To see how robotics will affect future supply chains, it’s important to first look at current dynamics, he said. More than 300,000 automated guided vehicles (AGVs) — many of which are deployed by Amazon — join thousands of autonomous mobile robots (AMRs) that operate semi-autonomously in the first-mile delivery space, as well as and nearly 1,000 robots like small vehicles used in last-mile delivery, he said. By 2022, ABI projects 50,000 to 100,000 AMRs in the first-mile space — and robots will begin to be perceived as systems, Whitton said.

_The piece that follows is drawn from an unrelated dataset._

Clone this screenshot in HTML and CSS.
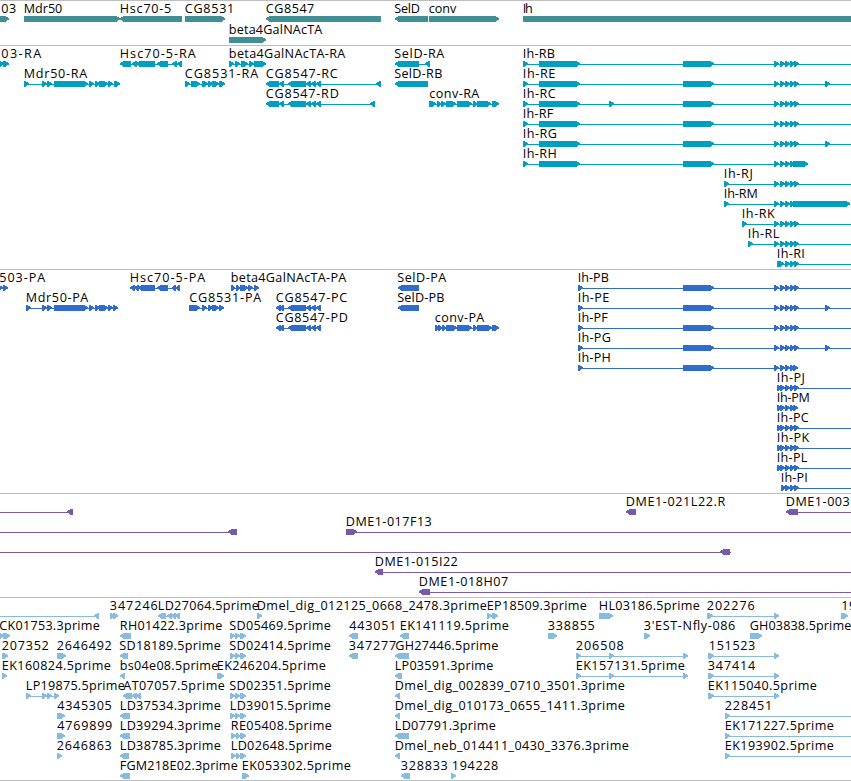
FILE: index.html
```
<!DOCTYPE html>
<html lang="en">
<head>
  <meta charset="UTF-8">
  <meta name="viewport" content="width=device-width, initial-scale=1.0">
  <title>Genome Annotation Viewer</title>
  <link rel="stylesheet" href="styles.css">
</head>
<body>
  <main class="viewer">
    <section class="track"><svg id="genes" class="lanes genes"></svg></section>
    <section class="track"><svg id="transcripts" class="lanes transcripts"></svg></section>
    <section class="track"><svg id="proteins" class="lanes proteins"></svg></section>
    <section class="track"><svg id="clones" class="lanes clones"></svg></section>
    <section class="track"><svg id="ests" class="lanes ests"></svg></section>
  </main>
  <script src="tracks.js"></script>
</body>
</html>
```
FILE: styles.css
```
body {
  margin: 0;
  background: #fff;
  overflow: hidden;
}
.viewer {
  display: flex;
  flex-direction: column;
  border-bottom: 1px solid #bebebe;
}
.track {
  border-top: 1px solid #bebebe;
}
.lanes {
  display: block;
  width: 100%;
}
.genes {
  height: 44px;
  color: #3f8f94;
}
.transcripts {
  height: 223px;
  color: #009fc0;
}
.proteins {
  height: 223px;
  color: #306ccc;
}
.clones {
  height: 103px;
  color: #785aac;
}
.ests {
  height: 182px;
  color: #88bbdd;
}
.label {
  font-family: "Open Sans", "Noto Sans", sans-serif;
  font-size: 12.6px;
  fill: #000;
}
.span, .box {
  fill: currentColor;
  shape-rendering: crispEdges;
}
```
FILE: tracks.js
```
const SVG = 'http://www.w3.org/2000/svg';
const EDGE = 860;

// Exons shared by several features
const ihTail = [[774, 779], [780, 785], [785, 790], [790, 795], [794, 799]];
const ihShort = [[785, 790], [790, 795], [794, 799]];
const ihBig = [[523, 528], [539, 580], [683, 714]];
const ihProt = [[578, 583], [683, 714]];
const ihStart = [[777, 781], [780, 785]];
const ihEnd = [[785, 790], [790, 795], [793, 798]];
const mdr = [[42, 47], [47, 52], [54, 88], [89, 94], [95, 100], [99, 108], [108, 113]];
const cgMid = [[288, 306], [306, 311], [311, 316], [316, 321]];
const sd = [[230, 235], [235, 240], [240, 246]];
const re = [[231, 236], [236, 240], [240, 246]];
const est3 = [[576, 581], [609, 614], [683, 688]];
const est2 = [[708, 714], [774, 779]];

// Each lane is a list of: name, [label start, label end], strand, boxes, [line start, line end]
const tracks = {
  genes: {
    pitch: 21,
    lanes: [
      [
        ['03', [2, 16], '>', [[-10, 9]]],
        ['Mdr50', [24.5, 62], '>', [[24, 120]]],
        ['Hsc70-5', [120.5, 171], '<', [[120, 182]]],
        ['CG8531', [185.5, 234], '>', [[185, 225]]],
        ['CG8547', [266.5, 314], '<', [[266, 381]]],
        ['SelD', [395, 419.5], '<', [[395, 428]]],
        ['conv', [429.5, 456], '>', [[429, 499]]],
        ['Ih', [523.5, 532.5], '>', [[523, EDGE]]]
      ],
      [
        ['beta4GalNAcTA', [229.5, 322], '>', [[229, 266]]]
      ]
    ]
  },
  transcripts: {
    pitch: 20,
    lanes: [
      [
        ['03-RA', [2, 41], '>', [[-2, 4], [3, 9]]],
        ['Hsc70-5-RA', [120.5, 195.5], '<', [[120, 131], [132, 137], [136, 155], [157, 168], [172, 177], [177, 182]]],
        ['beta4GalNAcTA-RA', [229.5, 345], '>', [[229, 234], [235, 240], [241, 248], [249, 254], [254, 266]]],
        ['SelD-RA', [395, 444], '<', [[395, 419], [425, 430]]],
        ['Ih-RB', [523.5, 554.5], '>', [...ihBig, ...ihTail], [523, EDGE]]
      ],
      [
        ['Mdr50-RA', [24.5, 87], '>', [[24, 29], ...mdr, [114, 120]]],
        ['CG8531-RA', [185.5, 258], '>', [[185, 190], [191, 200], [202, 208], [208, 213], [212, 219], [219, 225]]],
        ['CG8547-RC', [266.5, 337.5], '<', [[266, 279], [279, 284], ...cgMid, [376, 381]]],
        ['SelD-RB', [395, 442], '<', [[395, 428]]],
        ['Ih-RE', [523.5, 555], '>', [...ihBig, ...ihTail, [825, 830]], [523, EDGE]]
      ],
      [
        ['CG8547-RD', [266.5, 338.5], '<', [[266, 279], [279, 284], ...cgMid, [370, 375]]],
        ['conv-RA', [430, 479], '>', [[429, 436], [437, 441], [441, 446], [446, 456], [457, 472], [473, 477], [477, 491], [492, 499]]],
        ['Ih-RC', [523.5, 555.5], '>', [...ihBig, [609, 614], ...ihTail], [523, EDGE]]
      ],
      [['Ih-RF', [523.5, 553], '>', [...ihBig, ...ihTail], [523, EDGE]]],
      [['Ih-RG', [523.5, 556.5], '>', [...ihBig, ...ihTail, [825, 830]], [523, EDGE]]],
      [['Ih-RH', [523.5, 556.5], '>', [...ihBig, ...ihTail, [793, 808]]]],
      [['Ih-RJ', [724.5, 752.5], '>', [[724, 729], ...ihTail], [724, EDGE]]],
      [['Ih-RM', [724.5, 757.5], '>', [[724, 729], ...ihTail, [793, 850]]]],
      [['Ih-RK', [742.5, 774.5], '>', [[742, 747], ...ihTail], [742, EDGE]]],
      [['Ih-RL', [748.5, 779], '>', [[748, 753], ...ihTail], [748, EDGE]]],
      [['Ih-RI', [777.5, 804.5], '>', [[777, 784], ...ihShort], [777, EDGE]]]
    ]
  },
  proteins: {
    pitch: 20,
    lanes: [
      [
        ['503-PA', [0, 45], '>', [[-2, 3], [3, 8]]],
        ['Hsc70-5-PA', [130.5, 205], '<', [[130, 135], [134, 139], [138, 155], [157, 168], [172, 176], [176, 180]]],
        ['beta4GalNAcTA-PA', [231.5, 346], '>', [[231, 235], [236, 240], [240, 248], [248, 253], [254, 259]]],
        ['SelD-PA', [398, 446], '<', [[398, 419]]],
        ['Ih-PB', [578.5, 608.5], '>', [...ihProt, ...ihTail], [578, EDGE]]
      ],
      [
        ['Mdr50-PA', [26.5, 88], '>', [[26, 31], ...mdr, [113, 118]]],
        ['CG8531-PA', [190, 261], '>', [[189, 200], [202, 207], [208, 213], [212, 219], [219, 224]]],
        ['CG8547-PC', [276.5, 347], '<', [[276, 281], [280, 284], ...cgMid]],
        ['SelD-PB', [398, 444], '<', [[398, 419]]],
        ['Ih-PE', [578.5, 609], '>', [...ihProt, ...ihTail, [825, 830]], [578, EDGE]]
      ],
      [
        ['CG8547-PD', [276.5, 347.5], '<', [[276, 281], [280, 284], ...cgMid]],
        ['conv-PA', [435.5, 484], '>', [[435, 439], [438, 442], [442, 446], [446, 457], [457, 472], [473, 477], [477, 492], [492, 499]]],
        ['Ih-PF', [578.5, 607.5], '>', [...ihProt, ...ihTail], [578, EDGE]]
      ],
      [['Ih-PG', [578.5, 610.5], '>', [...ihProt, ...ihTail, [825, 830]], [578, EDGE]]],
      [['Ih-PH', [578.5, 610.5], '>', [...ihProt, [774, 779], [780, 785], ...ihEnd]]],
      [['Ih-PJ', [777.5, 804.5], '>', [...ihStart, ...ihShort], [777, EDGE]]],
      [['Ih-PM', [777.5, 809.5], '>', [...ihStart, ...ihEnd]]],
      [['Ih-PC', [777.5, 808.5], '>', [...ihStart, ...ihShort], [777, EDGE]]],
      [['Ih-PK', [777.5, 809], '>', [...ihStart, ...ihShort], [777, EDGE]]],
      [['Ih-PL', [777.5, 807], '>', [...ihStart, ...ihShort], [777, EDGE]]],
      [['Ih-PI', [781.5, 807.5], '>', [[781, 786], ...ihShort], [781, EDGE]]]
    ]
  },
  clones: {
    pitch: 20,
    lanes: [
      [
        [null, null, '<', [[67, 73]], [0, 73]],
        ['DME1-021L22.R', [626.5, 725], '<', [[626, 636]]],
        ['DME1-003', [786.5, 849.5], '<', [[786, 798]], [786, EDGE]]
      ],
      [
        [null, null, '<', [[228, 237]], [0, 237]],
        ['DME1-017F13', [346.5, 431.5], '>', [[346, 357]], [346, EDGE]]
      ],
      [[null, null, '<', [[720, 730]], [0, 731]]],
      [['DME1-015I22', [375.5, 457.5], '<', [[375, 383]], [375, EDGE]]],
      [['DME1-018H07', [419.5, 508], '<', [[419, 430]], [419, EDGE]]]
    ]
  },
  ests: {
    pitch: 20,
    lanes: [
      [
        [null, null, '<', [[94, 99]], [0, 99]],
        ['347246', [110.5, 157.5], '>', [[110, 114], [113, 118]]],
        ['LD27064.5prime', [158.5, 258.5], '<', [[158, 166], [167, 172], [171, 176], [175, 180]]],
        ['Dmel_dig_012125_0668_2478.3prime', [257.5, 486.5], '>', [[257, 262]]],
        ['EP18509.3prime', [487.5, 586.5], '>', [[487, 492], [492, 498]]],
        ['HL03186.5prime', [599.5, 699.5], '>', [[599, 613]]],
        ['202276', [707.5, 754.5], '>', [[707, 713], [774, 779]]],
        ['19', [842, 856], '>', [[841, 848]]]
      ],
      [
        ['CK01753.3prime', [0, 99.5], '>', [[-1, 4], [3, 10]]],
        ['RH01422.3prime', [120.5, 222], '<', [[120, 131]]],
        ['SD05469.5prime', [230, 330.5], '>', sd],
        ['443051', [350, 396], '<', [[349, 358]]],
        ['EK141119.5prime', [400.5, 508.5], '<', [[400, 409]]],
        ['338855', [548.5, 594.5], '>', [[548, 557]]],
        ["3'EST-Nfly-086", [644.5, 735], '>', [[644, 650]]],
        ['GH03838.5prime', [750.5, 851], '>', [[750, 762]]]
      ],
      [
        ['207352', [2.5, 48.5], '>', [[2, 8]]],
        ['2646492', [57.5, 111.5], '>', [[57, 66]]],
        ['SD18189.5prime', [120, 220.5], '<', [[120, 128]]],
        ['SD02414.5prime', [230, 330.5], '>', sd],
        ['347277', [349.5, 396], '<', [[349, 358]]],
        ['GH27446.5prime', [396, 498], '<', [[395, 409]]],
        ['206508', [576.5, 623.5], '>', est3],
        ['151523', [709.5, 755], '>', est2]
      ],
      [
        ['EK160824.5prime', [2.5, 110.5], '>', [[2, 7]]],
        ['bs04e08.5prime', [120.5, 218], '<', [[120, 125]]],
        ['EK246204.5prime', [217.5, 325.5], '>', [[217, 224]]],
        ['LP03591.3prime', [395.5, 493], '<', [[395, 402]]],
        ['EK157131.5prime', [576.5, 684.5], '>', est3],
        ['347414', [708.5, 755], '>', est2]
      ],
      [
        ['LP19875.5prime', [26.5, 124.5], '>', [[26, 31], [42, 47], [47, 52], [54, 59]]],
        ['AT07057.5prime', [124, 224.5], '<', [[123, 132], [132, 137], [136, 141]]],
        ['SD02351.5prime', [230, 330.5], '>', sd],
        ['Dmel_dig_002839_0710_3501.3prime', [395.5, 624.5], '<', [[395, 400]]],
        ['EK115040.5prime', [708.5, 816.5], '>', est2]
      ],
      [
        ['4345305', [58, 111.5], '>', [[57, 65]]],
        ['LD37534.3prime', [120.5, 220.5], '<', [[120, 130]]],
        ['LD39015.5prime', [230.5, 330.5], '>', sd],
        ['Dmel_dig_010173_0655_1411.3prime', [395.5, 624.5], '<', [[395, 400]]],
        ['228451', [725.5, 772], '>', [[725, 730]], [725, EDGE]]
      ],
      [
        ['4769899', [58, 112], '>', [[57, 65]]],
        ['LD39294.3prime', [120.5, 220.5], '<', [[120, 130]]],
        ['RE05408.5prime', [231.5, 331.5], '>', re],
        ['LD07791.3prime', [395.5, 495.5], '<', [[395, 409]]],
        ['EK171227.5prime', [725.5, 833.5], '>', [[725, 730]], [725, EDGE]]
      ],
      [
        ['2646863', [57.5, 111.5], '>', [[57, 62]]],
        ['LD38785.3prime', [120.5, 220.5], '<', [[120, 129]]],
        ['LD02648.5prime', [231.5, 331.5], '>', re],
        ['Dmel_neb_014411_0430_3376.3prime', [395.5, 628.5], '<', [[395, 400]]],
        ['EK193902.5prime', [725.5, 833.5], '>', [[725, 730]], [725, EDGE]]
      ],
      [
        ['FGM218E02.3prime', [120.5, 237.5], '<', [[120, 130]]],
        ['EK053302.5prime', [242.5, 350.5], '>', [[242, 249]]],
        ['328833', [401.5, 447.5], '<', [[401, 410]]],
        ['194228', [452.5, 498], '>', [[451, 456]]]
      ]
    ]
  }
};

function add(svg, tag, attrs) {
  const el = document.createElementNS(SVG, tag);
  for (const key in attrs) el.setAttribute(key, attrs[key]);
  svg.appendChild(el);
  return el;
}

// Box with a pointed end on the side of its strand
function boxPoints(x0, x1, strand, y) {
  const head = Math.min(5, x1 - x0);
  if (strand === '>') {
    const neck = x1 - head;
    return `${x0},${y} ${neck + 1},${y} ${x1},${y + 2.4} ${x1},${y + 3.6} ${neck + 1},${y + 6} ${x0},${y + 6}`;
  }
  const neck = x0 + head;
  return `${x1},${y} ${neck - 1},${y} ${x0},${y + 2.4} ${x0},${y + 3.6} ${neck - 1},${y + 6} ${x1},${y + 6}`;
}

function drawFeature(svg, feature, top) {
  const [name, labelX, strand, boxes, line] = feature;
  const y = top + 15;
  const [from, to] = line || [boxes[0][0], boxes[boxes.length - 1][1]];
  add(svg, 'rect', { class: 'span', x: from, y: y + 3, width: to - from, height: 1 });
  boxes.forEach(([x0, x1]) => {
    add(svg, 'polygon', { class: 'box', points: boxPoints(x0, x1, strand, y) });
  });
  if (name) {
    const text = add(svg, 'text', {
      class: 'label',
      x: labelX[0] - 0.7,
      y: top + 12,
      textLength: labelX[1] - labelX[0] + 1
    });
    text.textContent = name;
  }
}

for (const id in tracks) {
  const svg = document.getElementById(id);
  const { pitch, lanes } = tracks[id];
  lanes.forEach((lane, i) => lane.forEach(feature => drawFeature(svg, feature, i * pitch)));
}
```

“By 2025, we’ll really be reaping the dividends of this change,” he said, adding that more than 40,000 automated forklifts will likely be deployed, along with millions of materials-handling robots and more last-mile delivery robots. “Due to advances in data orchestration, onboard intelligence and the scaling up of cloud robotics … you’ll start to see real-time intelligence in these robotics operations,” he said.
Whitton said that ABI expects a significant expansion of materials-handling robotics in the next five years. The global market for robotics, currently less than US$1 billion, is expected to jump to about $14 billion by 2025. “This is because a lot of the dividends of automating the warehouses is going to transfer to the manufacturing space,” he said. “COVID-19 has (caused) increased interest in automated forklifts and other vehicles that would operate at the first mile.” Despite working-capital concerns by companies during the pandemic, he said, interest has markedly increased.

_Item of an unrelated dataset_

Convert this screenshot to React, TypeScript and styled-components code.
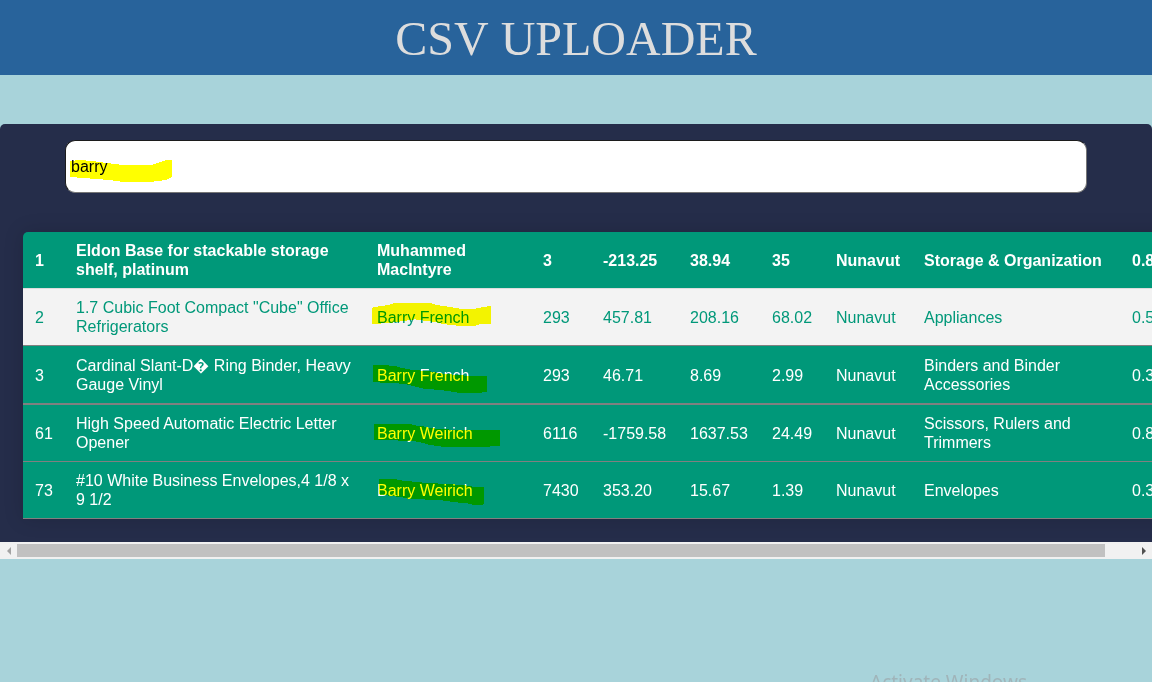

Due to COVID-19 and other issues, many companies are considering (1) moving their production and operations or (2) reshoring. To offset increased labor costs, productivity must increase, Whitton said, and robotics can achieve that.

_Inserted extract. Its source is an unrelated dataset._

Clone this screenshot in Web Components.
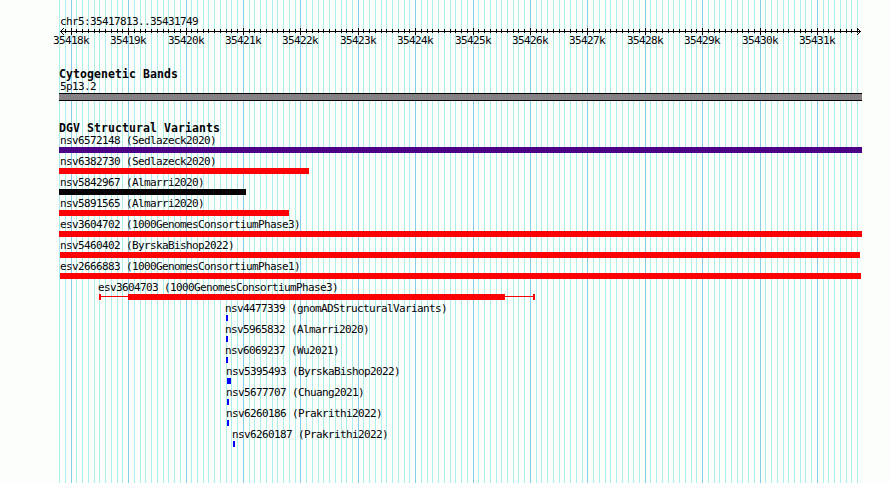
<!DOCTYPE html>
<html lang="en">
<head>
<meta charset="utf-8">
<title>chr5:35417813..35431749</title>
<style>
  body {
    margin: 0;
    background: #fcfefc;
    color: #040204;
    font: 11px/13px "DejaVu Sans Mono", "Liberation Mono", monospace;
    letter-spacing: -0.622px;
  }
</style>
</head>
<body>
<genome-browser>
  <genome-ruler>chr5:35417813..35431749</genome-ruler>
  <genome-track heading="Cytogenetic Bands">
    <genome-band>5p13.2</genome-band>
  </genome-track>
  <genome-track heading="DGV Structural Variants">
    <genome-feature from="59" to="862" color="#4c0284">nsv6572148 (Sedlazeck2020)</genome-feature>
    <genome-feature from="59" to="309">nsv6382730 (Sedlazeck2020)</genome-feature>
    <genome-feature from="59" to="246" color="#040204">nsv5842967 (Almarri2020)</genome-feature>
    <genome-feature from="59" to="289">nsv5891565 (Almarri2020)</genome-feature>
    <genome-feature from="59" to="862">esv3604702 (1000GenomesConsortiumPhase3)</genome-feature>
    <genome-feature from="60" to="860">nsv5460402 (ByrskaBishop2022)</genome-feature>
    <genome-feature from="60" to="861">esv2666883 (1000GenomesConsortiumPhase1)</genome-feature>
    <genome-feature from="99" to="535" thick-from="128" thick-to="505">esv3604703 (1000GenomesConsortiumPhase3)</genome-feature>
    <genome-feature from="226" to="228" color="#0402fc">nsv4477339 (gnomADStructuralVariants)</genome-feature>
    <genome-feature from="226" to="228" color="#0402fc">nsv5965832 (Almarri2020)</genome-feature>
    <genome-feature from="226" to="228" color="#0402fc">nsv6069237 (Wu2021)</genome-feature>
    <genome-feature from="227" to="231" color="#0402fc">nsv5395493 (ByrskaBishop2022)</genome-feature>
    <genome-feature from="227" to="229" color="#0402fc">nsv5677707 (Chuang2021)</genome-feature>
    <genome-feature from="227" to="229" color="#0402fc">nsv6260186 (Prakrithi2022)</genome-feature>
    <genome-feature from="233" to="235" color="#0402fc">nsv6260187 (Prakrithi2022)</genome-feature>
  </genome-track>
</genome-browser>

<script>
const START = 35417813;
const END = 35431749;
const LEFT = 60;
const WIDTH = 800;

// base position -> pixel column
function toX(pos) {
  return Math.round(LEFT + (pos - START) * WIDTH / (END - START + 1));
}

// one entry every 100 bases, major every 1000
function ticks() {
  const list = [];
  for (let pos = 35417800; pos <= END; pos += 100) {
    list.push({ pos, x: toX(pos), major: pos % 1000 === 0 });
  }
  return list;
}

class GenomeBrowser extends HTMLElement {
  constructor() {
    super();
    this.attachShadow({ mode: 'open' });

    const lines = ticks().map(t =>
      `<rect x="${t.x}" y="0" width="1" height="483" fill="${t.major ? '#84ceec' : '#aceeec'}"/>`
    ).join('');

    this.shadowRoot.innerHTML = `
      <style>
        :host {
          display: block;
          position: relative;
          width: 890px;
          height: 483px;
          overflow: hidden;
        }
        .grid {
          position: absolute;
          inset: 0;
        }
        .content {
          position: relative;
          display: flex;
          flex-direction: column;
          gap: 21px;
          padding-top: 15px;
        }
      </style>
      <svg class="grid" width="890" height="483" shape-rendering="crispEdges">${lines}</svg>
      <div class="content"><slot></slot></div>
    `;
  }
}

class GenomeRuler extends HTMLElement {
  constructor() {
    super();
    this.attachShadow({ mode: 'open' });

    const all = ticks();
    const marks = all.filter(t => t.x > LEFT).map(t => t.major
      ? `<rect x="${t.x}" y="0" width="1" height="7"/>`
      : `<rect x="${t.x}" y="1" width="1" height="4"/>`
    ).join('');
    const labels = all.filter(t => t.major).map((t, i, arr) => {
      const prevEnd = i ? arr[i - 1].x + 18 : 0;
      return `<span style="margin-left:${t.x - 18 - prevEnd}px">${t.pos / 1000}k</span>`;
    }).join('');

    this.shadowRoot.innerHTML = `
      <style>
        :host {
          display: block;
          height: 32px;
        }
        .range {
          height: 13px;
          padding-left: 60px;
        }
        svg {
          display: block;
          height: 6px;
          overflow: visible;
          fill: #040204;
        }
        .labels {
          display: flex;
          height: 13px;
        }
        .labels span {
          flex: none;
          width: 36px;
          white-space: nowrap;
        }
      </style>
      <div class="range"><slot></slot></div>
      <svg width="890" height="6" shape-rendering="crispEdges">
        <rect x="60" y="3" width="801" height="1"/>
        ${marks}
        <path d="M61 2h1v1h-1zM62 1h1v1h-1zM63 0h1v1h-1zM61 4h1v1h-1zM62 5h1v1h-1zM63 6h1v1h-1z"/>
        <path d="M859 2h1v1h-1zM858 1h1v1h-1zM857 0h1v1h-1zM859 4h1v1h-1zM858 5h1v1h-1zM857 6h1v1h-1z"/>
      </svg>
      <div class="labels">${labels}</div>
    `;
  }
}

class GenomeTrack extends HTMLElement {
  constructor() {
    super();
    this.attachShadow({ mode: 'open' });
    this.shadowRoot.innerHTML = `
      <style>
        :host {
          display: block;
        }
        h2 {
          margin: 0;
          padding-left: 59px;
          height: 12px;
          font-size: 11.5px;
          line-height: 13px;
          font-weight: bold;
          letter-spacing: 0.077px;
        }
      </style>
      <h2>${this.getAttribute('heading')}</h2>
      <slot></slot>
    `;
  }
}

class GenomeBand extends HTMLElement {
  constructor() {
    super();
    this.attachShadow({ mode: 'open' });
    this.shadowRoot.innerHTML = `
      <style>
        :host {
          display: block;
        }
        .name {
          height: 13px;
          padding-left: 60px;
        }
        .band {
          box-sizing: border-box;
          width: 803px;
          height: 8px;
          margin-left: 59px;
          background: #848284;
          border: solid #040204;
          border-width: 1px 0;
        }
      </style>
      <div class="name"><slot></slot></div>
      <div class="band"></div>
    `;
  }
}

class GenomeFeature extends HTMLElement {
  constructor() {
    super();
    this.attachShadow({ mode: 'open' });

    const from = Number(this.getAttribute('from'));
    const to = Number(this.getAttribute('to'));
    const color = this.getAttribute('color') || '#fc0204';
    const thickFrom = Number(this.getAttribute('thick-from'));
    const thickTo = Number(this.getAttribute('thick-to'));

    // features with uncertain ends: cap, thin line, box, thin line, cap
    const shape = thickFrom ? `
      <i style="width:2px"></i>
      <i class="thin" style="width:${thickFrom - from - 2}px"></i>
      <i style="width:${thickTo - thickFrom}px"></i>
      <i class="thin" style="width:${to - thickTo - 2}px"></i>
      <i style="width:2px"></i>
    ` : `<i style="width:${to - from}px"></i>`;

    this.shadowRoot.innerHTML = `
      <style>
        :host {
          display: block;
          height: 21px;
        }
        .name {
          height: 13px;
          padding-left: ${Math.max(60, from - 1)}px;
          white-space: nowrap;
        }
        .glyph {
          display: flex;
          height: 6px;
          margin-left: ${from}px;
        }
        i {
          flex: none;
          background: ${color};
        }
        .thin {
          height: 1px;
          margin-top: 2px;
        }
      </style>
      <div class="name"><slot></slot></div>
      <div class="glyph">${shape}</div>
    `;
  }
}

customElements.define('genome-browser', GenomeBrowser);
customElements.define('genome-ruler', GenomeRuler);
customElements.define('genome-track', GenomeTrack);
customElements.define('genome-band', GenomeBand);
customElements.define('genome-feature', GenomeFeature);
</script>
</body>
</html>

The future will bring increased technological advances to support robotics, as well as more partnerships between forklift manufacturers and robotics companies, enabling the sharing of expertise, he noted. Collaboration within the robotics space also is increasing.
The last-mile delivery robotics market, currently at less than $200 million in revenue, is projected to increase to $1 billion by 2025, Whitton said. Many players will likely move out of the self-driving market — as it is hard to commercialize in the short term — and into last-mile robotics delivery, he said.
Whitton added that he expects the Asia-Pacific region to be the largest market for materials-handling robotics.